Hagar wird in 1. Mose 16 übrigens nicht nur gesegnet. Sie erhält auch den Auftrag, zurück zu gehen und sich unter Sara zu demütigen. Gott verspricht uns nicht, dass, wenn wir an ihn glauben, hier alles besser wird. Dass wir beliebt werden und perfekt vor den Augen der Menschen um uns herum. Dass uns kein Unrecht mehr geschieht oder dass wir plötzlich nicht mehr mit Sünde zu kämpfen haben. Aber er verheißt uns, dass unsere Leiden nicht ins Gewicht fallen werden gegenüber der Herrlichkeit, die uns erwartet (Röm 8,18). Lasst uns also versuchen, weniger Wert darauf zu legen, was Menschen von uns denken und uns mehr damit beschäftigen, wie wir ein Leben führen können, das Gott wohlgefällt! Lasst uns darum kämpfen, in der Liebe zu ihm und unserem Nächsten zu wachsen anstatt um unsere Ehre zu kämpfen. Lasst uns dafür beten, dass wir immer besser erkennen, dass es in diesem Leben nicht um unsere Ehre geht, sondern die Herrlichkeit unseres gütigen Vaters, der uns von der Schande unserer niedrigen Geburt als Sklaven der Sünde befreit hat und zu Königen und Priestern gemacht hat, die mit ihm leben sollen in Ewigkeit!
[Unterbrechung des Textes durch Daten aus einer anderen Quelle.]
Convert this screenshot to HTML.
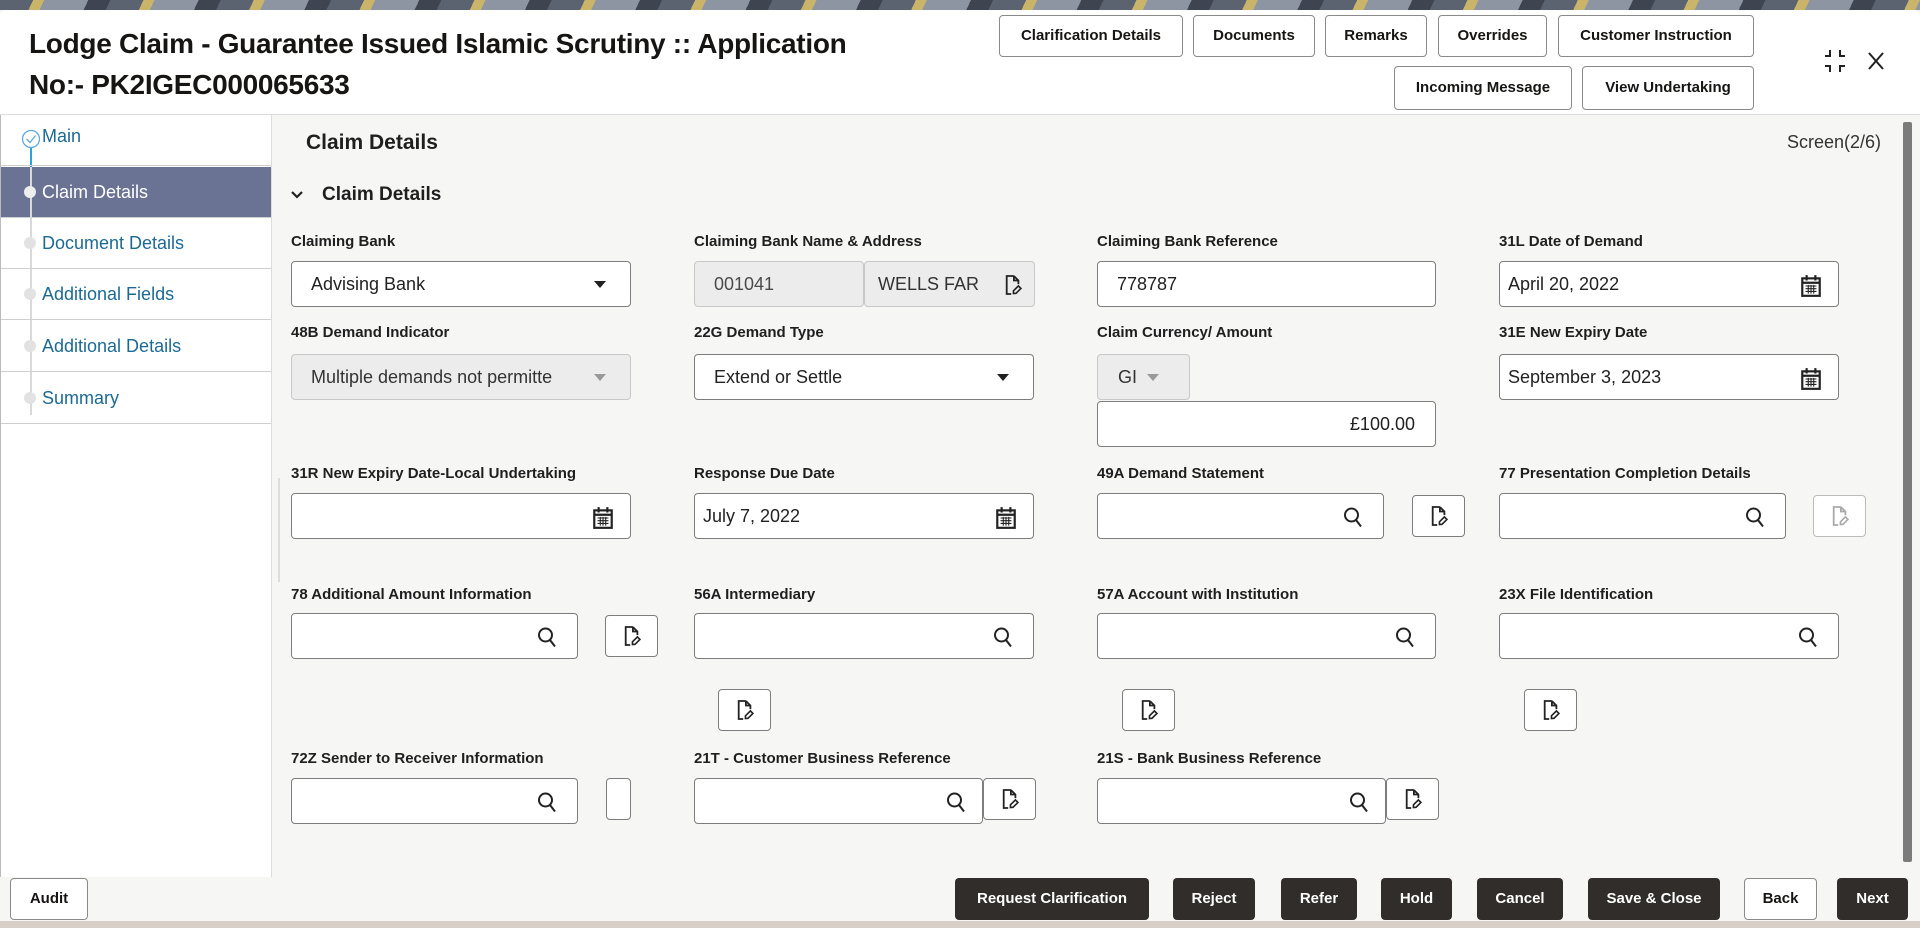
<!DOCTYPE html>
<html><head><meta charset="utf-8">
<style>
*{margin:0;padding:0}
body{width:1920px;height:928px;position:relative;overflow:hidden;font-family:"Liberation Sans",sans-serif;background:#f6f6f5;color:#1f1f1f}
.a{position:absolute}
.topstrip{left:0;top:0;width:1920px;height:10px;background:repeating-linear-gradient(115deg,#5b6270 0 30px,#c9b46a 30px 40px,#8d95a3 40px 80px,#3e4450 80px 100px)}
.hdr{left:0;top:10px;width:1920px;height:104px;background:#fff;border-bottom:1px solid #dcdcdc;border-radius:6px 6px 0 0}
.title{left:29px;top:23px;font-size:28px;font-weight:bold;line-height:41px;color:#161513;letter-spacing:-0.3px}
.hb{position:absolute;height:42px;box-sizing:border-box;border:1px solid #8a8a8a;border-radius:4px;background:#fff;font-size:15px;font-weight:bold;text-align:center;line-height:40px;color:#161513}
.side{left:0;top:115px;width:270px;height:762px;background:#fff;border-right:1px solid #ddd;border-left:1px solid #bbb}
.si{position:absolute;left:0;width:270px;height:51px;border-bottom:1px solid #cfcfcf;font-size:18px;color:#1c6a94;line-height:51px;padding-left:41px;box-sizing:border-box}
.dot{position:absolute;left:23px;width:12px;height:12px;border-radius:50%;background:#e2e2e2}
.lbl{position:absolute;font-size:15px;font-weight:bold;color:#1f1f1f}
.in{position:absolute;height:46px;box-sizing:border-box;border:1px solid #7d7d7d;border-radius:4px;background:#fff;font-size:18px;color:#222;line-height:44px;padding-left:19px;white-space:nowrap;overflow:hidden}
.dis{background:#ececec;border-color:#c8c8c8;color:#4a4a4a}
.ic{position:absolute;right:14px;top:12px}
.db{position:absolute;width:53px;height:42px;box-sizing:border-box;border:1px solid #7d7d7d;border-radius:4px;background:#fff}
.db svg{position:absolute;left:17px;top:9px}
.fb{position:absolute;top:878px;height:42px;box-sizing:border-box;border-radius:4px;background:#312d2a;color:#fff;font-size:15px;font-weight:bold;text-align:center;line-height:42px}
.wb{background:#fff;color:#161513;border:1px solid #8a8a8a;line-height:40px}
</style></head><body>
<svg width="0" height="0" style="position:absolute">
<defs>
<symbol id="doc" viewBox="0 0 20 24"><path d="M11 2H3V22H8M11 2L16 7V11M11 2V7H16" fill="none" stroke="currentColor" stroke-width="2"/><path d="M10.5 21.5V18.5L16 13L18.8 15.8L13.3 21.3Z" fill="none" stroke="currentColor" stroke-width="1.8"/></symbol>
<symbol id="srch" viewBox="0 0 20 22"><circle cx="8.5" cy="9" r="6.5" fill="none" stroke="currentColor" stroke-width="2"/><path d="M13 14L18 20.5" stroke="currentColor" stroke-width="2"/></symbol>
<symbol id="cal" viewBox="0 0 20 22"><rect x="2" y="4" width="16" height="16" fill="none" stroke="currentColor" stroke-width="2"/><path d="M6 1V6M14 1V6M2 8H18" stroke="currentColor" stroke-width="2"/><path d="M5 11H15M5 13.5H15M5 16H15M7.5 10V18M10 10V18M12.5 10V18" stroke="currentColor" stroke-width="1"/></symbol>
</defs></svg>

<div class="a topstrip"></div>
<div class="a hdr"></div>
<div class="a title">Lodge Claim - Guarantee Issued Islamic Scrutiny :: Application<br>No:- PK2IGEC000065633</div>

<div class="hb" style="left:999px;top:15px;width:184px">Clarification Details</div>
<div class="hb" style="left:1193px;top:15px;width:122px">Documents</div>
<div class="hb" style="left:1325px;top:15px;width:102px">Remarks</div>
<div class="hb" style="left:1438px;top:15px;width:109px">Overrides</div>
<div class="hb" style="left:1558px;top:15px;width:196px">Customer Instruction</div>
<div class="hb" style="left:1394px;top:66px;width:178px;height:44px;line-height:42px">Incoming Message</div>
<div class="hb" style="left:1582px;top:66px;width:172px;height:44px;line-height:42px">View Undertaking</div>
<svg class="a" style="left:1823px;top:48px" width="24" height="26" viewBox="0 0 24 26"><path d="M7 2V8H2M17 2V8H22M7 24V18H2M17 24V18H22" fill="none" stroke="#222" stroke-width="2"/></svg>
<svg class="a" style="left:1867px;top:51px" width="18" height="20" viewBox="0 0 18 20"><path d="M2 2L16 18M16 2L2 18" stroke="#222" stroke-width="2"/></svg>

<div class="a side">
<div class="a" style="left:29px;top:40px;width:2px;height:260px;background:#d9d9d9"></div>
<div class="a" style="left:29px;top:30px;width:2px;height:22px;background:#2aa3d8"></div>
<div class="si" style="top:0;line-height:30px;padding-top:6px">Main</div>
<svg class="a" style="left:20px;top:14px" width="20" height="20" viewBox="0 0 20 20"><circle cx="10" cy="10" r="8.5" fill="#fff" stroke="#5fa8e0" stroke-width="1.3"/><path d="M5.5 10L9 13.5L14.5 6.5" fill="none" stroke="#5fa8e0" stroke-width="1.3"/></svg>
<div class="si" style="top:52px;background:#6a7394;color:#fff">Claim Details</div>
<div class="a" style="left:29px;top:52px;width:2px;height:51px;background:#d9d9d9"></div>
<div class="dot" style="top:71px;background:#eee"></div>
<div class="si" style="top:103px">Document Details</div><div class="dot" style="top:122px"></div>
<div class="si" style="top:154px">Additional Fields</div><div class="dot" style="top:173px"></div>
<div class="si" style="top:206px">Additional Details</div><div class="dot" style="top:225px"></div>
<div class="si" style="top:258px">Summary</div><div class="dot" style="top:277px"></div>
</div>

<div class="a" style="left:306px;top:131px;font-size:21px;font-weight:bold">Claim Details</div>
<div class="a" style="left:1787px;top:132px;font-size:18px;color:#333">Screen(2/6)</div>
<svg class="a" style="left:290px;top:189px" width="14" height="12" viewBox="0 0 14 12"><path d="M2 3L7 8L12 3" fill="none" stroke="#222" stroke-width="2.2"/></svg>
<div class="a" style="left:322px;top:184px;font-size:19px;font-weight:bold">Claim Details</div>
<div class="a" style="left:1903px;top:122px;width:9px;height:740px;background:#7b7b7b;border-radius:2px"></div>
<div class="a" style="left:278px;top:478px;width:2px;height:104px;background:#ddd"></div>

<!-- Row 1 -->
<div class="lbl" style="left:291px;top:233px">Claiming Bank</div>
<div class="in" style="left:291px;top:261px;width:340px">Advising Bank<svg class="ic" style="top:19px;right:24px" width="12" height="8" viewBox="0 0 12 8"><path d="M0 0H12L6 7Z" fill="#222"/></svg></div>
<div class="lbl" style="left:694px;top:233px">Claiming Bank Name &amp; Address</div>
<div class="in dis" style="left:694px;top:261px;width:170px">001041</div>
<div class="in dis" style="left:864px;top:261px;width:171px;padding-left:13px;color:#333">WELLS FAR<svg class="ic" style="right:12px;color:#222" width="18" height="22"><use href="#doc"/></svg></div>
<div class="lbl" style="left:1097px;top:233px">Claiming Bank Reference</div>
<div class="in" style="left:1097px;top:261px;width:339px">778787</div>
<div class="lbl" style="left:1499px;top:233px">31L Date of Demand</div>
<div class="in" style="left:1499px;top:261px;width:340px;padding-left:8px">April 20, 2022<svg class="ic" style="right:16px" width="22" height="24"><use href="#cal"/></svg></div>

<!-- Row 2 -->
<div class="lbl" style="left:291px;top:324px">48B Demand Indicator</div>
<div class="in dis" style="left:291px;top:354px;width:340px;color:#333">Multiple demands not permitte<svg class="ic" style="top:19px;right:24px" width="12" height="8" viewBox="0 0 12 8"><path d="M0 0H12L6 7Z" fill="#999"/></svg></div>
<div class="lbl" style="left:694px;top:324px">22G Demand Type</div>
<div class="in" style="left:694px;top:354px;width:340px">Extend or Settle<svg class="ic" style="top:19px;right:24px" width="12" height="8" viewBox="0 0 12 8"><path d="M0 0H12L6 7Z" fill="#222"/></svg></div>
<div class="lbl" style="left:1097px;top:324px">Claim Currency/ Amount</div>
<div class="in dis" style="left:1097px;top:354px;width:93px;padding-left:20px;color:#333">GI<svg class="ic" style="top:19px;right:30px" width="12" height="8" viewBox="0 0 12 8"><path d="M0 0H12L6 7Z" fill="#999"/></svg></div>
<div class="in" style="left:1097px;top:401px;width:339px;text-align:right;padding-right:20px">£100.00</div>
<div class="lbl" style="left:1499px;top:324px">31E New Expiry Date</div>
<div class="in" style="left:1499px;top:354px;width:340px;padding-left:8px">September 3, 2023<svg class="ic" style="right:16px" width="22" height="24"><use href="#cal"/></svg></div>

<!-- Row 3 -->
<div class="lbl" style="left:291px;top:465px">31R New Expiry Date-Local Undertaking</div>
<div class="in" style="left:291px;top:493px;width:340px"><svg class="ic" style="right:16px" width="22" height="24"><use href="#cal"/></svg></div>
<div class="lbl" style="left:694px;top:465px">Response Due Date</div>
<div class="in" style="left:694px;top:493px;width:340px;padding-left:8px">July 7, 2022<svg class="ic" style="right:16px" width="22" height="24"><use href="#cal"/></svg></div>
<div class="lbl" style="left:1097px;top:465px">49A Demand Statement</div>
<div class="in" style="left:1097px;top:493px;width:287px"><svg class="ic" style="right:20px" width="20" height="22"><use href="#srch"/></svg></div>
<div class="db" style="left:1412px;top:495px;color:#222"><svg width="18" height="22"><use href="#doc"/></svg></div>
<div class="lbl" style="left:1499px;top:465px">77 Presentation Completion Details</div>
<div class="in" style="left:1499px;top:493px;width:287px"><svg class="ic" style="right:20px" width="20" height="22"><use href="#srch"/></svg></div>
<div class="db" style="left:1813px;top:495px;color:#aaa;border-color:#bbb"><svg width="18" height="22"><use href="#doc"/></svg></div>

<!-- Row 4 -->
<div class="lbl" style="left:291px;top:586px">78 Additional Amount Information</div>
<div class="in" style="left:291px;top:613px;width:287px"><svg class="ic" style="right:20px" width="20" height="22"><use href="#srch"/></svg></div>
<div class="db" style="left:605px;top:615px;color:#222"><svg width="18" height="22"><use href="#doc"/></svg></div>
<div class="lbl" style="left:694px;top:586px">56A Intermediary</div>
<div class="in" style="left:694px;top:613px;width:340px"><svg class="ic" style="right:20px" width="20" height="22"><use href="#srch"/></svg></div>
<div class="lbl" style="left:1097px;top:586px">57A Account with Institution</div>
<div class="in" style="left:1097px;top:613px;width:339px"><svg class="ic" style="right:20px" width="20" height="22"><use href="#srch"/></svg></div>
<div class="lbl" style="left:1499px;top:586px">23X File Identification</div>
<div class="in" style="left:1499px;top:613px;width:340px"><svg class="ic" style="right:20px" width="20" height="22"><use href="#srch"/></svg></div>
<div class="db" style="left:718px;top:689px;color:#222"><svg width="18" height="22"><use href="#doc"/></svg></div>
<div class="db" style="left:1122px;top:689px;color:#222"><svg width="18" height="22"><use href="#doc"/></svg></div>
<div class="db" style="left:1524px;top:689px;color:#222"><svg width="18" height="22"><use href="#doc"/></svg></div>

<!-- Row 5 -->
<div class="lbl" style="left:291px;top:750px">72Z Sender to Receiver Information</div>
<div class="in" style="left:291px;top:778px;width:287px"><svg class="ic" style="right:20px" width="20" height="22"><use href="#srch"/></svg></div>
<div class="db" style="left:606px;top:778px;width:25px;height:42px"></div>
<div class="lbl" style="left:694px;top:750px">21T - Customer Business Reference</div>
<div class="in" style="left:694px;top:778px;width:289px"><svg class="ic" style="right:16px" width="20" height="22"><use href="#srch"/></svg></div>
<div class="db" style="left:983px;top:778px;color:#222"><svg width="18" height="22"><use href="#doc"/></svg></div>
<div class="lbl" style="left:1097px;top:750px">21S - Bank Business Reference</div>
<div class="in" style="left:1097px;top:778px;width:289px"><svg class="ic" style="right:16px" width="20" height="22"><use href="#srch"/></svg></div>
<div class="db" style="left:1386px;top:778px;color:#222"><svg width="18" height="22"><use href="#doc"/></svg></div>

<!-- Footer -->
<div class="fb wb" style="left:10px;width:78px">Audit</div>
<div class="fb" style="left:955px;width:194px">Request Clarification</div>
<div class="fb" style="left:1173px;width:82px">Reject</div>
<div class="fb" style="left:1281px;width:76px">Refer</div>
<div class="fb" style="left:1381px;width:71px">Hold</div>
<div class="fb" style="left:1477px;width:86px">Cancel</div>
<div class="fb" style="left:1588px;width:132px">Save &amp; Close</div>
<div class="fb wb" style="left:1744px;width:73px">Back</div>
<div class="fb" style="left:1837px;width:71px">Next</div>
<div class="a" style="left:0;top:921px;width:1920px;height:7px;background:#d8cfc8"></div>
</body></html>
Stellen wir uns also immer wieder selbst diese Frage und beantworten sie: „Magd, wo kommst du her und wo willst du hin?“ Was ist dein Ziel?
Buchempfehlung:
Ein tiefes Empfinden von Scham und Unwürdigkeit kann von schwerem, erlittenem Unrecht herrühren. In diesem Rahmen konnte ich das Thema nur sehr oberflächlich behandeln. Interessierten empfehle ich deshalb das Buch „Shame interrupted“ von Edward T. Welch (auf deutsch: „Scham los: Befreiung von Wertlosigkeit und Ablehnung“).